Ah, rubber-faced Ernest P. Worrell. With your denim vest and baseball cap, you regaled a generation of children and their parents from the late ’80s and well into the ’90s. The fourth film to star Jim Varney’s Ernest character, Ernest Scared Stupid (also known as “Ernest Saves Halloween”) sees our hapless hero battle an army of monstrous trolls in order to save a small town on Halloween.
Though generally regarded as low-brow entertainment, the Ernest movies featured a peculiar mix of physical comedy, puns, as well as numerous references to classic films. This meant that they could be easily enjoyed by children, but also that accompanying adults could chuckle now and then at an oddly-placed Spartacus reference or an appearance by someone like Eartha Kitt (as Francis "Old Lady" Hackmore).

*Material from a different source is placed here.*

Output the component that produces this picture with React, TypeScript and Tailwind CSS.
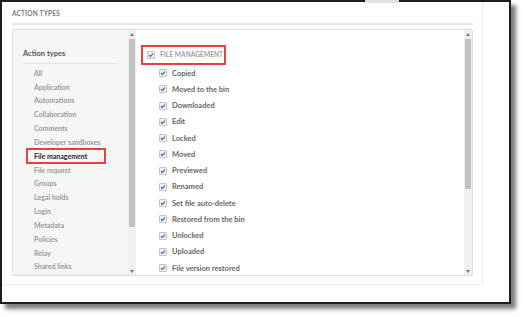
import React from "react";

const leftItems = [
  "All",
  "Application",
  "Automations",
  "Collaboration",
  "Comments",
  "Developer sandboxes",
  "File management",
  "File request",
  "Groups",
  "Legal holds",
  "Login",
  "Metadata",
  "Policies",
  "Relay",
  "Shared links",
];

const rightItems = [
  "Copied",
  "Moved to the bin",
  "Downloaded",
  "Edit",
  "Locked",
  "Moved",
  "Previewed",
  "Renamed",
  "Set file auto-delete",
  "Restored from the bin",
  "Unlocked",
  "Uploaded",
  "File version restored",
];

function Check() {
  return (
    <span className="flex h-[8px] w-[8px] shrink-0 items-center justify-center rounded-[1px] border border-[#c4c4c4] bg-[#eeeeee]">
      <svg width="6" height="6" viewBox="0 0 6 6">
        <path d="M1 3.2 L2.4 4.5 L5 1.6" fill="none" stroke="#2f6fc0" strokeWidth="1.2" />
      </svg>
    </span>
  );
}

function ScrollBar({ thumbTop, thumbH }: { thumbTop: number; thumbH: number }) {
  return (
    <div className="relative flex w-[8px] shrink-0 flex-col bg-[#f0f0f0]">
      <div className="flex h-[8px] items-center justify-center">
        <svg width="4" height="3" viewBox="0 0 4 3">
          <path d="M0 3 L2 0 L4 3 Z" fill="#777" />
        </svg>
      </div>
      <div className="mx-[1px] bg-[#c2c2c2]" style={{ marginTop: thumbTop, height: thumbH }} />
      <div className="flex-1" />
      <div className="flex h-[8px] items-center justify-center">
        <svg width="4" height="3" viewBox="0 0 4 3">
          <path d="M0 0 L2 3 L4 0 Z" fill="#777" />
        </svg>
      </div>
    </div>
  );
}

export default function App() {
  return (
    <div
      className="relative h-[317px] w-[524px] overflow-hidden bg-white"
      style={{ fontFamily: "Lato, 'Open Sans', sans-serif" }}
    >
      <div className="absolute left-[365px] top-0 h-[3px] w-[34px] rounded-b-[2px] bg-[#e2e2e2]" />
      <div className="h-[304px] w-[511px] border-2 border-[#1e1e1e] bg-white shadow-[5px_5px_4px_rgba(0,0,0,0.5)]">
        <div className="h-[283px] w-[481px] border-b border-r border-[#ececec] pl-[10px] pr-[9px]">
          <div className="flex h-[21px] items-center pt-[2px] text-[6.5px] font-bold tracking-[0.2px] text-[#7a7a7a]">
            ACTION TYPES
          </div>
          <div className="h-[2px] bg-[#e6e6e6]" />
          <div className="mt-[4px] flex h-[247px] overflow-hidden rounded-[2px] border border-[#dcdcdc]">
            <div className="w-[115px] shrink-0 overflow-hidden bg-[#f6f6f6] pl-[10px] pr-[10px]">
              <div className="flex h-[33px] items-end pb-[4px] text-[7.5px] font-bold text-[#555]">
                Action types
              </div>
              <div className="h-px bg-[#e3e3e3]" />
              <div className="pt-[2px] pl-[11px]">
                {leftItems.map((t) => (
                  <div key={t} className="relative flex h-[13.85px] items-center">
                    {t === "File management" && (
                      <div className="absolute left-[-8px] top-[-1px] h-[16px] w-[80px] border-2 border-[#e8403f]" />
                    )}
                    <span
                      className={
                        t === "File management"
                          ? "text-[7px] font-bold text-[#2a2a2a]"
                          : "text-[7px] font-bold text-[#9a9a9a]"
                      }
                    >
                      {t}
                    </span>
                  </div>
                ))}
              </div>
            </div>
            <ScrollBar thumbTop={1} thumbH={188} />
            <div className="min-w-0 flex-1 overflow-hidden pl-[5px]">
              <div className="mt-[15px] flex h-[20px] w-[85px] items-center gap-[5px] border-2 border-[#e8403f] pl-[4px]">
                <Check />
                <span className="text-[6.5px] font-bold tracking-[0.1px] text-[#a0a0a0]">FILE MANAGEMENT</span>
              </div>
              <div className="pl-[18px]">
                {rightItems.map((t) => (
                  <div key={t} className="flex h-[16.25px] items-center gap-[5px]">
                    <Check />
                    <span className="text-[7.5px] font-bold text-[#666]">{t}</span>
                  </div>
                ))}
              </div>
            </div>
            <ScrollBar thumbTop={1} thumbH={150} />
          </div>
        </div>
      </div>
    </div>
  );
}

Scared Stupid’s opening sequence perfectly zeroes in on that intersection of base physicality and esoteric film knowledge. Varney’s facial contortions are intercut with a slew of clips from vintage horror and science fiction films and shots featuring the limbs of various creatures (likely designed by the Chiodo Brothers), creating a montage that was modern in its use of typography and live-action while harking back to its campy influences. The clips include such classics as Nosferatu (1922), White Zombie (1932), Phantom from Space (1953), The Brain from Planet Arous (1957), The Screaming Skull (1958), Missile to the Moon (1958), The Hideous Sun Demon (1959), The Giant Gila Monster (1959), The Killer Shrews (1959), Battle Beyond the Sun, and the Roger Corman-directed black comedy The Little Shop of Horrors (1960).
Not surprisingly, the 1991 film directed by John R. Cherry III received mostly negative reviews and, grossing only $14,143,280 at the US box office, it was the last Ernest film to be released and distributed theatrically by Disney’s Touchstone Pictures. Fortunately, the film lives on in the minds of the countless grown-up children its trolls terrified and traumatized.*
A discussion with Main Title Designer BARBARA LASZEWSKI GARNER.
How did you become involved with the Ernest franchise?
I worked for the Carden and Cherry advertising agency as an assistant art director, the agency that created all the Vern commercials. That became a TV show and, later, the film series. John Cherry asked me to work on the Hey Vern, It's Ernest! TV show titles and we won a Daytime Emmy Award in 1989. Consequently, I worked on most of their movie titles.
How did the concept for Ernest Scared Stupid come about?
The movie was the brainchild of John Cherry and Coke Sams. The titles were a collaboration between John and myself. John and I did the storyboarding... I researched and picked the public domain vintage horror footage, directed the shoot, edited it with my super editor Craig Culver, designed the typography, directed the sequence timing, and supervised post production – optical printing and animation of the typography – in LA at Cinema Research.
Can you tell us about the typography? Were the typefaces hand-drawn or pre-existing?
Hmmm... as I remember they were existing fonts that I laid up on cels in position and then they were animated or effects were used in shooting on the animation stand. A shower glass was panned over some to get the ripple effect. It was all done with either hand-drawn animation as in the drips and splatters or with animation camera effects as in the ripple with the shower glass.
How was the music developed, and at what point did it come in?
The music was scored from our storyboard and the clips were then edited to the music. The oohs and ahhs were part of the title music. Bruce Arntson and Kirby Shelstad did all the music for the titles and scored all the films as well.
Who's the fellow at around 1:09, under the “Casting By” credit?
Ha! Well, probably some crew member that ended up on the end of a B-roll where it is normally over-exposed. We needed a flash for a transition from Ernest to a scene in one of the horror clips – it's meant to look like he was electrified and turned into the character in the vintage clip.
What was it like working with Jim Varney?
Fabulous! He didn't need a lot of direction. I just told him the premise for each scene and he just did it in one or two takes.
What was your favorite part about working on this sequence?
I loved the old grade B movie clips. It was hard to find public domain ones that were suitable... Disney's legal department was all over that. Because of the restrictions the clips are really cheesy which makes it all the better. I loved working with John Cherry, Jim Varney, Craig and Bruce and Kirby. All in all, this was a fun and successful production!